TCPA / Palladium FAQ
Ian Miller
Ian_Miller at singularis.ltd.uk
Thu, 11 Jul 2002 15:47:09 +0100
>How does the owner of this machine plan to persuade their TCPA-compliant CD
>burner to touch the file?
It has to have been possible to get the file onto the machine in the first
place, or it wouldn't be there to be remotely deleted. So presumably at
some time in the past it wasn't embargoed, and at that time it would be
possible to burn it onto a CD, unless of course TCPA forbids all making of
back-ups.
Even if a file is embargoed it will be possible to pass around encrypted
copies of it, just not do anything with the plaintext on a TCPA machine (,
unless of course TCPA forbids all encryption it cannot decrypt).

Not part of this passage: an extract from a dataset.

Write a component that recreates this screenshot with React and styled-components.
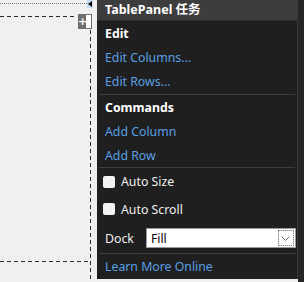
import styled, {createGlobalStyle} from 'styled-components';

const Global = createGlobalStyle`
  html, body {
    margin: 0;
    padding: 0;
    background: #f0f0f0;
  }
  body {
    font-family: "Noto Sans", "Noto Sans CJK SC", sans-serif;
  }
`;

const Stage = styled.div`
  position: relative;
  width: 304px;
  height: 282px;
  overflow: hidden;
  background: #f0f0f0;
`;

const DottedTop = styled.div`
  position: absolute;
  left: 0;
  top: 3px;
  width: 87px;
  border-top: 1px dotted #7a7a7a;
`;

const GlyphTab = styled.div`
  position: absolute;
  left: 87px;
  top: 0;
  width: 6px;
  height: 8px;
  background: #c9def5;
  display: flex;
  align-items: center;
  justify-content: center;
`;

const DashH = styled.div`
  position: absolute;
  left: 0;
  top: ${p => p.top}px;
  width: ${p => p.width}px;
  height: 1px;
  background: repeating-linear-gradient(90deg, #2b2b2b 0 4px, transparent 4px 7px);
`;

const DashV = styled.div`
  position: absolute;
  left: 90px;
  top: ${p => p.top}px;
  bottom: 0;
  width: 1px;
  background: repeating-linear-gradient(180deg, #2b2b2b 0 4px, transparent 4px 7px);
`;

const PlusBox = styled.div`
  position: absolute;
  left: 78px;
  top: 14px;
  height: 15px;
  display: flex;
`;

const PlusPart = styled.div`
  width: 8px;
  background: #6e6e6e;
  color: #fff;
  font: bold 11px/15px "DejaVu Sans", sans-serif;
  text-align: center;
`;

const WhitePart = styled.div`
  width: 5px;
  background: #fff;
  border: 1px solid #6e6e6e;
  border-left: none;
`;

const Panel = styled.div`
  position: absolute;
  left: 97px;
  top: 0;
  width: 200px;
  height: 279px;
  background: #1f1f1f;
  border-right: 1px solid #3a3a3a;
  display: flex;
  flex-direction: column;
  color: #f0f0f0;
  font-size: 12.3px;
`;

const Outside = styled.div`
  position: absolute;
  left: 298px;
  top: 0;
  width: 6px;
  height: 282px;
  background: #262626;
`;

const Header = styled.div`
  height: 21px;
  background: #3d3d3d;
  border-bottom: 1px solid #2c2c2c;
  box-sizing: border-box;
  padding-left: 8px;
  font-weight: bold;
  font-size: 12.5px;
  line-height: 20px;
  color: #fff;
`;

const Row = styled.div`
  height: ${p => p.h || 24}px;
  display: flex;
  align-items: center;
  padding-left: 8px;
  gap: 6px;
  flex-shrink: 0;
`;

const Title = styled.span`
  font-weight: bold;
  color: #fff;
`;

const Link = styled.span`
  color: #5a9fe3;
`;

const Sep = styled.div`
  height: 1px;
  margin: ${p => p.mt || 0}px 2px 0 2px;
  background: #3e3e3e;
  flex-shrink: 0;
`;

const Check = styled.span`
  width: 12px;
  height: 12px;
  border-radius: 2px;
  background: #f3f3f3;
  margin-left: -2px;
  flex-shrink: 0;
`;

const Select = styled.div`
  margin-left: 6px;
  width: 150px;
  height: 20px;
  box-sizing: border-box;
  background: #fff;
  border: 1px solid #9a9a9a;
  display: flex;
  align-items: center;
  color: #000;
  padding: 1px 1px 1px 4px;
`;

const SelectText = styled.span`
  flex: 1;
`;

const SelectButton = styled.span`
  width: 16px;
  height: 16px;
  box-sizing: border-box;
  border: 1px solid #d6d6d6;
  outline: 1px dotted #8a8a8a;
  outline-offset: -1px;
  display: flex;
  align-items: center;
  justify-content: center;
`;

export default function App() {
  return (
    <Stage>
      <Global/>
      <DottedTop/>
      <GlyphTab>
        <svg width="4" height="6" viewBox="0 0 4 6">
          <path d="M4 0 L0 3 L4 6 Z" fill="#000"/>
        </svg>
      </GlyphTab>
      <DashH top={16} width={77}/>
      <PlusBox>
        <PlusPart>+</PlusPart>
        <WhitePart/>
      </PlusBox>
      <DashV top={30}/>
      <DashH top={261} width={90}/>
      <Outside/>
      <Panel>
        <Header>TablePanel 任务</Header>
        <Row><Title>Edit</Title></Row>
        <Row><Link>Edit Columns...</Link></Row>
        <Row><Link>Edit Rows...</Link></Row>
        <Sep mt={1}/>
        <Row><Title>Commands</Title></Row>
        <Row><Link>Add Column</Link></Row>
        <Row><Link>Add Row</Link></Row>
        <Sep/>
        <Row h={27}><Check/><span>Auto Size</span></Row>
        <Row h={28}><Check/><span>Auto Scroll</span></Row>
        <Row h={30}>
          <span>Dock</span>
          <Select>
            <SelectText>Fill</SelectText>
            <SelectButton>
              <svg width="9" height="5" viewBox="0 0 9 5">
                <path d="M0.5 0.5 L4.5 4.5 L8.5 0.5" fill="none" stroke="#6a6a6a" strokeWidth="1"/>
              </svg>
            </SelectButton>
          </Select>
        </Row>
        <Sep/>
        <Row><Link>Learn More Online</Link></Row>
      </Panel>
    </Stage>
  );
}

Indeed
trying to destroy such encrypted copies is precisely the sort of thing that
the remote deletion might be used for.
I think at least part of the rationale for remote deletion is the hope that
most variants of rogue-content can be eliminated entirely so they don't
have to have permanent entries in the Index of Forbidden Files, which will
otherwise grow indefinitely. Writable-CDs (indeed any write-protectable
backup media) means this won't happen. It just needs a few sophisticated
pirates who give every copy they sell a different watermark to have the
IoFF growing very fast indeed.
I think TCPA would provide a whole range of new opportunities for serious
IPR-pirates as it will more or less eliminate the competition from amateurs
and small scale pirates. I don't give TCPA the proverbial snowflake's
chance of being effective against them. I would add organised crime as one
of the likely beneficiaries of TCPA.